"We reached 95% statistical significance!" But what does that actually mean? Most marketers and product managers use this term without fully understanding the statistics behind it. This guide will make you fluent in the language of experimentation statistics.
What is Statistical Significance?
Statistical significance tells you the probability that your observed results are not due to random chance. When we say a result is "statistically significant at 95%," we mean:
"There's only a 5% probability that we'd see this difference (or greater) if there was actually no real difference between variants."
The 5% is called the p-value. A lower p-value means stronger evidence that your result is real.

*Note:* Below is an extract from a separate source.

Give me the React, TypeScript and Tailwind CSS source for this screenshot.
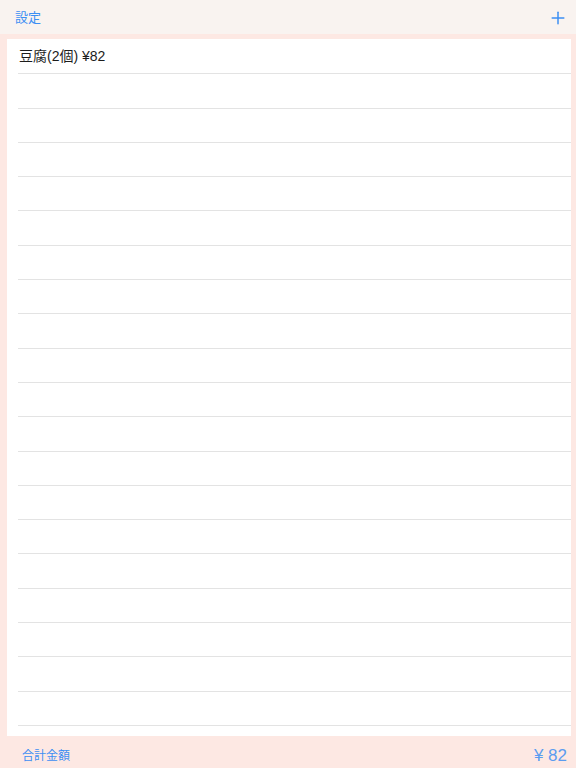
import { Plus } from 'lucide-react';

const items = ['豆腐(2個) ¥82'];
const ROWS = 20;

export default function App() {
  const rows = Array.from({ length: ROWS }, (_, i) => items[i] ?? '');

  return (
    <div
      className="flex h-screen w-full flex-col bg-[#fde8e3]"
      style={{ fontFamily: '"Liberation Sans", "Noto Sans CJK JP", sans-serif' }}
    >
      {/* ナビゲーションバー */}
      <div className="flex h-[34px] shrink-0 items-center justify-between bg-[#f9f3f0] pl-[15px] pr-[8px] pt-[1px]">
        <span className="text-[13px] text-[#3d8ff3]">設定</span>
        <Plus size={20} strokeWidth={1.8} className="text-[#3d8ff3]" />
      </div>

      {/* 一覧 */}
      <div className="pl-[7px] pr-[5px] pt-[5px]">
        <div className="h-[697px] bg-white pt-[1px]">
          {rows.map((text, i) => (
            <div key={i} className="h-[34.3px] pl-[11px]">
              <div className="flex h-full items-center border-b border-[#e3e3e3] pl-[1px] text-[14px] text-[#1c1c1c] whitespace-pre">
                {text}
              </div>
            </div>
          ))}
        </div>
      </div>

      {/* 合計 */}
      <div className="flex flex-1 items-center justify-between pl-[22px] pr-[9px] pt-[7px]">
        <span className="text-[12px] text-[#3d8ff3]">合計金額</span>
        <span className="text-[17px] text-[#5a9cf0]">¥ 82</span>
      </div>
    </div>
  );
}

The Key Statistical Concepts
1. Confidence Level (typically 95%)
The probability that your confidence interval contains the true effect. 95% is standard, but some teams use 90% for faster decisions or 99% for high-stakes tests.
2. Statistical Power (typically 80%)
The probability of detecting a real effect when one exists. 80% power means you have a 20% chance of missing a real winner (false negative).
3. Minimum Detectable Effect (MDE)
The smallest improvement you want to be able to detect. Smaller MDE = more samples needed. Typically 10-20% relative improvement.
4. Baseline Conversion Rate
Your current conversion rate. Lower baseline = more samples needed to detect the same relative improvement.
Sample Size Reference Table
Here's how many visitors you need per variant at 95% confidence and 80% power:
| Baseline Rate | MDE (Relative) | Sample Per Variant |
|---|---|---|
| 1% | 20% | ~78,000 |
| 2% | 20% | ~38,000 |
| 5% | 20% | ~15,000 |
| 10% | 20% | ~7,200 |
| 5% | 10% | ~62,000 |
| 5% | 30% | ~6,700 |
* Two-tailed test. For a 50/50 split, multiply by 2 for total sample size.
5 Statistical Mistakes That Ruin Tests
1. Peeking and Stopping Early
Checking results daily and stopping when you hit significance inflates your false positive rate from 5% to 30%+. Set a sample size and stick to it.
2. Ignoring Multiple Comparisons
Testing 20 metrics? At 95% confidence, you'll get 1 false positive by chance. Use Bonferroni correction or designate one primary metric.
3. Confusing Statistical and Practical Significance
A 0.1% improvement can be statistically significant with enough data. Ask: "Is this improvement worth implementing?"
4. Not Running Full Business Cycles
Weekend visitors behave differently than weekday visitors. Run tests for at least 1-2 full weeks to capture all user segments.
5. Underpowered Tests
Running a test with 500 visitors when you need 5,000 means you'll miss real effects. Calculate sample size before starting.
Frequentist vs. Bayesian Statistics
Frequentist (Traditional)
- Fixed sample size, then analyze
- "95% confident the true effect is in this range"
- Industry standard, well understood
Bayesian
- Can peek at results without penalty
- "90% probability B is better than A"
- More intuitive interpretation
Our recommendation: For most teams, frequentist statistics work well. The key is picking one approach and using it consistently. ExperimentHQ uses frequentist statistics with built-in guardrails against common mistakes.
When to Call a Winner: The Checklist
Master the Basics, Trust the Process
Statistical significance isn't magic—it's a framework for making decisions under uncertainty. By understanding these concepts, you'll avoid the most common pitfalls and run experiments that actually produce reliable insights.
Remember: a well-designed experiment with proper statistical rigor will always beat gut instinct. The numbers don't lie—but only if you collect and interpret them correctly.